[Reposted with permission from KEI Europe, Link] On 16 April 2018, KEI Europe and 32 groups wrote a letter to the European Commission’s Trade Commissioner, Cecilia Malmström, expressing concerns over the Commission’s plans to create an EU Watch List. In the letter, we noted that although the European Union has publicly committed its commitment to support the right of third countries to use the public health safeguards of the WTO TRIPS Agreement, the “Third Country Report on the protection and enforcement of intellectual property rights in third countries” challenged these very safeguards by targeting third countries for enacting policies on: 1) strict patentability criteria (Argentina, Brazil, India, Indonesia, and Russia), 2) local working provisions (Ecuador and Indonesia), and 3) compulsory licensing (Ecuador,India and Ukraine). On 17 April 2018, the European Commission’s Directorate-General for Trade responded to our request and indicated that they would be willing meeting with civil society representatives on 15 May 2018.
On Tuesday, 15 May 2018, a small group of civil society representatives (KEI Europe, Health Action International, and European Alliance for Responsible R&D and Affordable Medicines) met with two members of Cecilia Malmström’s cabinet -Maria Åsenius, Head of Cabinet and Pedro Velasco Martins – Member of Cabinet – to discuss the concerns expressed in our letter. At this meeting, Commissioner Malmström’s Cabinet handed over Commissioner Malmström’s official response.
Commissioner Malmström’s letter made it clear that the Watch List (to be published in the second half of 2018) intended to “identify concrete physical and online marketplaces, located outside the EU, which engage in or facilitate IP infringements, in particular counterfeiting and piracy” would not list countries and was to be was to be distinguished from the Third Country Report (published in February 2018).
As you know, the Watch List initiative is part of the Commission’s Strategy announced in the 2017 Communication “A balanced intellectual property enforcement system responding to today’s societal challenges”, which was designed to step up efforts to combat counterfeiting and piracy. With the planned Watch List the Commission intends to identify concrete physical and online marketplaces,located outside the EU,which engage in or facilitate IP infringements,in particular counterfeiting and piracy. The Watch List will not list countries, but only concrete online and physical marketplaces(websites,market halls,street markets). (Source: Official Response of Cecilia Malmström to Civil Society Letter Expressing Concerns Over the EU Watch List, 15 May 2018).
DG Trade spelled out that the objective of the Third Country report was to identify countries outside the European Union where the “level of intellectual property protection and enforcement gives rise to the greatest level of concern.” The Third Country Report was informed by a variety of sources including customs authorities in the EU, statistical data collected from the OECD and EUIPO, WTO Trade Policy Reviews, IPR dialogues, and “data on actions against IPR infringements published by third country governments.” (Source: Ibid).
In the letter, Commissioner Malmström asserted the following:
We would like to underline that nothing in the Third Country Report can be interpreted as restricting the TRIPS flexibilities or limiting access to medicines.
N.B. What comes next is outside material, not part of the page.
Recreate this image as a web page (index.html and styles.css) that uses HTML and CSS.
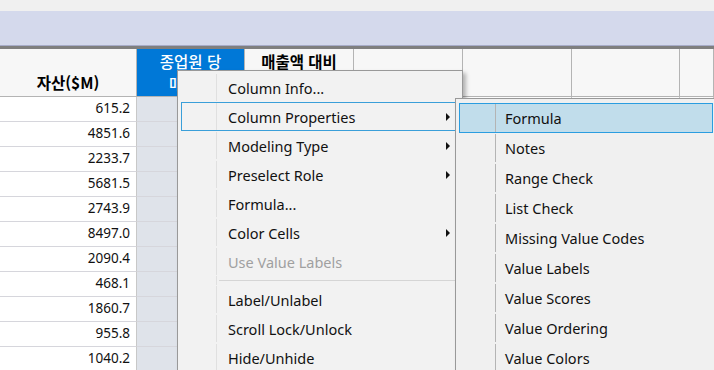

On the contrary, the Commission points at measures introduced by third countries, undermining the current international legal framework,which safeguards access to genuine medicines. (Source: Ibid).
However, this was followed by a blistering attack on practices including local working requirements, patentability criteria, and applying “criteria for the issuance of compulsory licences which seem not to respect the international legal framework on access to medicines and public health.”
For instance, some of the listed countries apply a controversial local working requirement, which requires all foreign pharmaceutical companies to manufacture the patented medicines or use the patented process in their territory. These rules appear to discriminate imported patented products against domestically produced goods under patent protection. Also, some of the listed countries exclude from patentability certain classes of medicinal products or apply additional patentability criteria, which are questionable under the TRIPS Agreement. These legislative practices undermine incremental innovation and research in, inter alia, new uses of already known medicines (follow-up) pharmaceuticals, new uses, new combinations), which can provide benefits to patients. Finally, a number of the listed countries apply criteria for the issuance of compulsory licences which seem not to respect the international legal framework on access to medicines and public health. These controversial legal practices applied by the countries mentioned in the Third Country Report seriously undermines incentives for innovation and research, or even to place the products on the respective markets, with detrimental effects for patients in need. We believe that the Third Country Report can be used as a tool to address these practices. (Source: Ibid).